RW Screw has also installed a number of collaborative models (aka cobots). For instance, a number of FANUC CRX-10iA/L six-axis cobots tend equipment such as turning centers, honing machines and grinding machines, some of which are legacy equipment, but remain highly accurate.

Reeder says the company appreciates the cobots’ robustness, which offer a 10-kg payload and 1,418-mm reach as well as FANUC’s customer support. And while these cobots are designed to be redeployed from one machine to another, the shop has each dedicated to one specific machine. Most are attached to tables/stands with drawers used to present raw material to the robot and collect completed parts once machined. The shop bolts these stands to the floor to prevent any possible “walking” due to robot motion.

Changeovers for rotary transfer machines, multi-spindles and other turning centers are now faster using quick-change collets.

But, the shop considers other equipment that can either automate a process or reduce the time and amount of human intervention. Quick-change workholding from Hainbuch is an example of the latter. In fact, it was a write-up that Hainbuch produced, portions of which I paraphrase in the following paragraphs, that spurred me to visit RW Screw to learn more about the shop’s improvement efforts in the first place.

The shop uses Hainbuch Hydrok hydraulic stationary chucks in its Hydromat and Schutte rotary transfer machines. Jason Schoemann, sales engineer at Hainbuch America, points to RW Screw’s 12-station Hydromat Eclipse machine fitted with Hydrok SE 65 hexagonal chucks with a clamping range of 3 to 65 mm. “The Hydrok SE 65 is well suited to the size range of the RW Screw’s parts family, and the hexagonal geometry offers optimal protection from contamination, increases tool life and delivers 25% greater clamping force,” Schoemann says. “It accommodates both round and hexagonal bar stock with clamping heads that can be quickly and easily changed.”

RW Screw’s 12-station Hydromat Eclipse rotary transfer machine is fitted with Hainbuch Hydrok SE 65 hexagonal chucks that are said to provide 25% greater clamping force than conventional devices. Photo Credit: RW Screw

For collet changeovers, an operator uses a pistol-grip-style device with pins that he or she inserts into the face of a collet and squeezes the handle. A locking mechanism in the handle keeps the fixture collapsed while installing and removing the collet. Pressing a trigger unlocks the changing fixture and releases the collet.

“The Hainbuch quick-change feature is essential to achieving our production goals,” Reeder explains. “What used to take one or two days to change between parts now takes 30 minutes, and we can go from a hex stock to round stock in 3 hours. Equally important to successfully holding tolerances is the high repeatability of the Hainbuch system due to precision grinding. Also, the extra 25% rigidity reduces chatter, which is a critical factor when turning hex barstock.”

Examples of other equipment the shop has found to automate processes beyond adding robots include:

• Magazine bar feeders. Bar feeders are commonly used in most high-production machine shops, but they come in various designs. RW Screw finds value in magazine models that enable large bundles of barstock to be loaded to achieve long stretches — perhaps three shifts — of unattended machining. It has added these to rotary transfer and multi-spindle machines in the form of Cucchi BLT and Edge Technologies’ FMB brands that accept 12-foot bars to further extend unattended machining time and reduce machine downtime.

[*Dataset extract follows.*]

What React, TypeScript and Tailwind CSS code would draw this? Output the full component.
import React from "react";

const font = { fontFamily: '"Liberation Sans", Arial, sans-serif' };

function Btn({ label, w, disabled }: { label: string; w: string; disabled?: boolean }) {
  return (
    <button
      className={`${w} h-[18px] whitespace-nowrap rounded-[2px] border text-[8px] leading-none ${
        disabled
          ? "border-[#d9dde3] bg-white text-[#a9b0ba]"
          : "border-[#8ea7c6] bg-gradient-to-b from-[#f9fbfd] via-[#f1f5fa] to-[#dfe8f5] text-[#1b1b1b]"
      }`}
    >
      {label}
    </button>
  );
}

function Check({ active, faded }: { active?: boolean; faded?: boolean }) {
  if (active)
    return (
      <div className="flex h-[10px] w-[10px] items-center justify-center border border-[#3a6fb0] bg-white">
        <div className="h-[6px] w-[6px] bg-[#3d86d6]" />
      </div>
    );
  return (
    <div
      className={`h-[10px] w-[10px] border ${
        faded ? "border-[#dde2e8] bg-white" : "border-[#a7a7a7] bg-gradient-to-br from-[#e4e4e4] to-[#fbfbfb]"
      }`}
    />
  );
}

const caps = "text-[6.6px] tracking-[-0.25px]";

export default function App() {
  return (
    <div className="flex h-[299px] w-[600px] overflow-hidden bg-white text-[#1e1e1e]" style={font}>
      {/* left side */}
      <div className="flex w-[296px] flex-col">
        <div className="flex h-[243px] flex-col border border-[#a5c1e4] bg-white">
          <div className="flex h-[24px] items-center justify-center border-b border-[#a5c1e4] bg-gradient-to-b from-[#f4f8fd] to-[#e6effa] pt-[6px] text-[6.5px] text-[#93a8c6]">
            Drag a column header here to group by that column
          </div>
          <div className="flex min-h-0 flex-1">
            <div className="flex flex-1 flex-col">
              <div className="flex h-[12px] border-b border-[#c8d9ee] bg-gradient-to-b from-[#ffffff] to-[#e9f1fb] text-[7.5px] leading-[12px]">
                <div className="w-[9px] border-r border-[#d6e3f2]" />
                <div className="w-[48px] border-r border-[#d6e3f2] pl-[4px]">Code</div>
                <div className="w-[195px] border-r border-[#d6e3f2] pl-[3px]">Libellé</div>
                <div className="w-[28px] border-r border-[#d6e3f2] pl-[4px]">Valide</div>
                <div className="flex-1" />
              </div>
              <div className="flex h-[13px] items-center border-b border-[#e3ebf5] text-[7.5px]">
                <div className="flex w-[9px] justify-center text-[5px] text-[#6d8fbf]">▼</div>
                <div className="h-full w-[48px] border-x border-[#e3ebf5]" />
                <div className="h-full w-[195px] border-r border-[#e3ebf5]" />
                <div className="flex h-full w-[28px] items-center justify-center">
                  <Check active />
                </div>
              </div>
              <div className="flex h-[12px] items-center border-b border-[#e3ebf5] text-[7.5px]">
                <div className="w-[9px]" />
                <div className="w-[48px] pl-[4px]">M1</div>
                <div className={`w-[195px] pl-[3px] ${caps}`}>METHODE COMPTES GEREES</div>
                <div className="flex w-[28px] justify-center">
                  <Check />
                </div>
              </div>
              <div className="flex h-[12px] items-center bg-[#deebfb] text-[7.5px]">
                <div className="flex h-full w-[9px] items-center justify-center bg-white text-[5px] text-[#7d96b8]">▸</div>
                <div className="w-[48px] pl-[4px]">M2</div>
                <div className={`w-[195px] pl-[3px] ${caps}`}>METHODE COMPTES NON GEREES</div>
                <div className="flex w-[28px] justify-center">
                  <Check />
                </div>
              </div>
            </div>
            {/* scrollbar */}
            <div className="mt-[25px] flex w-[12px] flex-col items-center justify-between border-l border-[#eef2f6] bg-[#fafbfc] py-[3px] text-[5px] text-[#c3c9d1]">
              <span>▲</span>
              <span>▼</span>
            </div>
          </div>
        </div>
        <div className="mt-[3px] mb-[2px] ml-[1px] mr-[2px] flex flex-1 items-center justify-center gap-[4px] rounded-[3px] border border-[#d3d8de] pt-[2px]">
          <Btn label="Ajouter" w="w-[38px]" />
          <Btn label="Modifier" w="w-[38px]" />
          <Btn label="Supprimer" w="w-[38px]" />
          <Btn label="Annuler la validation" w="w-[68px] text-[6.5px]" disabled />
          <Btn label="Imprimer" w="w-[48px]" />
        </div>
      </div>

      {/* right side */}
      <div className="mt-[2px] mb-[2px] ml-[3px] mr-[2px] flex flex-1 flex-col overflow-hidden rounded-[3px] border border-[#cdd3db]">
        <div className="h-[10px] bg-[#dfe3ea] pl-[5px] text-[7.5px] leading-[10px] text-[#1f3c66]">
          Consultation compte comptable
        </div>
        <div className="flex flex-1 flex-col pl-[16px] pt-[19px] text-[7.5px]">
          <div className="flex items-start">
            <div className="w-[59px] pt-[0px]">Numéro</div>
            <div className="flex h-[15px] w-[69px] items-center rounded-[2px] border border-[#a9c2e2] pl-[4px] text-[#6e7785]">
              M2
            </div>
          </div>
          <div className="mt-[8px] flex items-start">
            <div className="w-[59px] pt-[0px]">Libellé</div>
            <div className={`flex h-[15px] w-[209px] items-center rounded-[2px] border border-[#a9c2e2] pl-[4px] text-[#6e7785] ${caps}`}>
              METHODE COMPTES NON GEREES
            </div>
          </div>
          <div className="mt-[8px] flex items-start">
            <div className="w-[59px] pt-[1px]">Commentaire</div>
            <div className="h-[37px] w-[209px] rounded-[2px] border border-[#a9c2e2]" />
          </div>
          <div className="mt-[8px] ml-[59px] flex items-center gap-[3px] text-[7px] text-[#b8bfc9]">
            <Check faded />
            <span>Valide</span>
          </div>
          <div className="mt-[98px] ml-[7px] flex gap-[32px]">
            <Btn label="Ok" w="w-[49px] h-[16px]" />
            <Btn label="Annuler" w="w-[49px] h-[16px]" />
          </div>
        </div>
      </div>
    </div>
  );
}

  Magazine bar feeders that accept 12-foot bars extend unattended machining time and reduce machine downtime at RW Screw for equipment such as rotary transfer machines.

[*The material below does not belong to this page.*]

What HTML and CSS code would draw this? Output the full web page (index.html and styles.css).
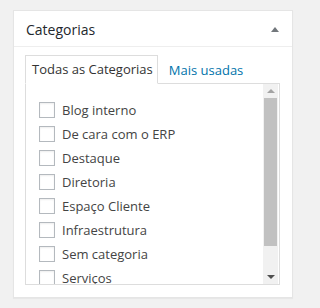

• Tool presetter. A tool presetter automatically measures offsets so an operator doesn’t have to do that at a machine while installing new tooling for a new job. RW Screw uses an Origin tool presetter from Omega TMM, which the device manufacturer says fits the industry need for an entry level shopfloor optical tool presetting device. Tooling for new jobs are then kitted and delivered to a machine’s work cell to await installation.

  Thanks to a tool presetter, tooling for new jobs can be easily measured then kitted and delivered to a machine’s work cell to await installation for a new job.

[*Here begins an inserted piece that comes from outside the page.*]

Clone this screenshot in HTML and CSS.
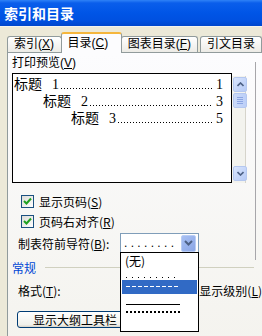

• Vision inspection devices. Noncontact measuring instruments using cameras to measure parts can greatly speed inspection processes. In one example, a time study revealed that a person who was tending to two machines spent 60% of his time gaging parts at the machine. Now, those measurements are taken automatically on a Keyence vision system to enable that person to tend three machines. The shop also created a cell for parts that require 100% inspection that uses a bowl feeder to supply parts to an enclosed vision system and touch probing station to automatically measure them while sorting the good from the bad.

  At one point, a technician would spend 20 minutes each hour gaging these complex shaft parts. Now, this Keyence vision system automatically measures those parts nearly instantly to free the technician to perform other value-adding duties.  

Automation Lessons, Advice

Three practices that RW Screw implements as part of its approach to applying automation stood out to me during my conversations with Reeder. Listed below, these ideas might be worth considering both if you’re in the early stages of automating processes or have been integrating automation for some time. 

• Take time while integrating robots. Integrating its first robot taught RW Screw not to rush these projects, especially in a high-production environment. Today, the shop creates “mock” machines — jigs that mimic actual machines — to use while programming a robot, identifying touch points, dialing in the process and so on. Tweaking the process with the robot in front of the actual machine not only can this extend machine downtime, but it might cause employees to second guess the value of robotics if they’re dealing with issues for a period of time after integration.
• Establish an automation steering committee. RW Screw created an automation steering committee that meets weekly to discuss proposed automation projects. Once a quarter, the committee looks closely to identify projects with which it makes sense to move forward. As part of these efforts, Reeder and other managers take regular walks on the shop floor to engage employees and learn about any production pain points. The solution to an issue might be to add a robot, but it also could be to add some other technology to open a production bottleneck that exists because of a manual operation.
• Develop automation engineers. In the past, RW Screw focused on developing manufacturing technicians, experts on how to machine a part, how a tool or collet works and so on. That’s still valuable. However, it has pivoted a bit to develop automation technicians who understand robots, automated gaging and various other forms of shopfloor automation. As Reeder notes, the shop can’t afford to have its maintenance personnel continuously making robot touch point changes their entire shift. All personnel must learn how to perform duties such as that, and the shop will continue to invest in that type of training moving forward.

Previously, this high-volume job required nine people over three shifts to perform 100% part inspection. Therefore, RW Screw engineered this process that uses a bowl feeder to supply parts to an inspection cell that includes a vision system and touch probing to automatically measure all parts and sort the good from the bad.